Procedural speculation

The law is designed to provide a remedy where a party has suffered a legal wrong and the procedural rules are designed to be fair to both parties, allowing both parties to have their case considered in a orderly way. The rules provide for various eventualities to prevent a party evading the system. For example if a party does not file a Defence document by the required time the other party can enter or apply for judgment in default. To a certain extent a barrister's Opinion may deal with future courses of action depending on how the other side acts in future but there is a limit to how much conditional detail it is helpful or possible to provide.

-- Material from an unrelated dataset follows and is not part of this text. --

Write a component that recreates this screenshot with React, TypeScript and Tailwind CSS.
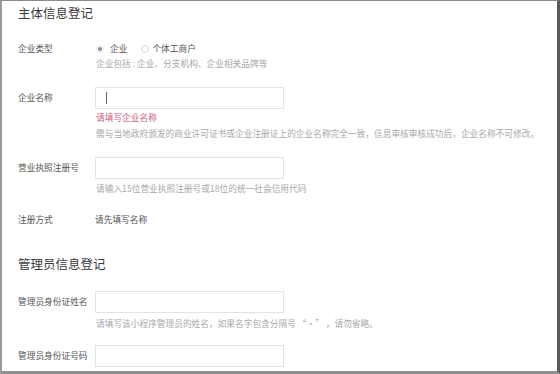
const font = { fontFamily: '"Noto Sans CJK SC", "Noto Sans", sans-serif' }

function Row({ label, children }: { label: string; children: React.ReactNode }) {
  return (
    <div className="flex items-center">
      <div className="w-[77px] shrink-0 text-[8.7px] leading-[14px] text-[#555]">{label}</div>
      {children}
    </div>
  )
}

function Input({ cursor }: { cursor?: boolean }) {
  return (
    <div className="flex h-[22px] w-[189px] items-center border border-[#e3e3e3] bg-white pl-[10px]">
      {cursor && <div className="h-[12px] w-px bg-[#666]" />}
    </div>
  )
}

function Hint({ children, className = '' }: { children: React.ReactNode; className?: string }) {
  return (
    <div className={`ml-[78px] text-[8.7px] leading-[14px] text-[#a8a8a8] whitespace-nowrap ${className}`}>
      {children}
    </div>
  )
}

export default function App() {
  return (
    <div
      style={font}
      className="h-[374px] w-[560px] overflow-hidden border-t border-l-2 border-r-[3px] border-b-[3px] border-t-[#8a8a8a] border-l-[#9a9a9a] border-r-[#5a5a5a] border-b-[#8f8f8f] bg-white pl-4"
    >
      <h2 className="mt-[2px] h-[20px] text-[12.5px] leading-[20px] text-[#3a3a3a]">主体信息登记</h2>

      <div className="mt-[19px]">
        <Row label="企业类型">
          <div className="flex items-center text-[8.7px] leading-[14px] text-[#555]">
            <span className="ml-px flex h-[8px] w-[8px] items-center justify-center rounded-full border border-[#e6e6e6]">
              <span className="h-[4px] w-[4px] rounded-full bg-[#8a8a8a]" />
            </span>
            <span className="ml-[6px]">企业</span>
            <span className="ml-[14px] h-[8px] w-[8px] rounded-full border border-[#d8d8d8]" />
            <span className="ml-[3px]">个体工商户</span>
          </div>
        </Row>
        <Hint className="mt-px">企业包括 : 企业、分支机构、企业相关品牌等</Hint>
      </div>

      <div className="mt-[16px]">
        <Row label="企业名称">
          <Input cursor />
        </Row>
        <div className="mt-[2px] ml-[78px] text-[8.7px] leading-[14px] text-[#c9627a]">请填写企业名称</div>
        <Hint className="mt-[2px]">
          需与当地政府颁发的商业许可证书或企业注册证上的企业名称完全一致，信息审核审核成功后，企业名称不可修改。
        </Hint>
      </div>

      <div className="mt-[16px]">
        <Row label="营业执照注册号">
          <Input />
        </Row>
        <Hint className="mt-[3px]">请输入15位营业执照注册号或18位的统一社会信用代码</Hint>
      </div>

      <div className="mt-[17px]">
        <Row label="注册方式">
          <div className="text-[8.7px] leading-[14px] text-[#555]">请先填写名称</div>
        </Row>
      </div>

      <h2 className="mt-[27px] h-[20px] text-[12.5px] leading-[20px] text-[#3a3a3a]">管理员信息登记</h2>

      <div className="mt-[17px]">
        <Row label="管理员身份证姓名">
          <Input />
        </Row>
        <Hint className="mt-[4px]">请填写该小程序管理员的姓名，如果名字包含分隔号 “·” ，请勿省略。</Hint>
      </div>

      <div className="mt-[14px]">
        <Row label="管理员身份证号码">
          <Input />
        </Row>
      </div>
    </div>
  )
}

It is understandable that because of the risk involved in all litigation a client will ideally want the equivalent of a detailed flowchart detailing all possible future events and actions which will be taken in response to each but that would take much time and be expensive to provide, and it would probably be of little practical assistance because each detailed scenario would be essentially speculative and be unlikely to precisely match what actually happens - usually things are more complex or nuanced - so paying for such detail to be provided would not actually help in any practical way to inform the present decisions the client has to make.     


Disclaimer

This information page is designed to be used only by clients of John Antell who have entered into an agreement for the provision of legal services. The information in it is necessarily of a general nature and is intended to be used only in conjunction with specific advice to the individual client about the individual case. This information page should not be used by, or relied on, by anyone else.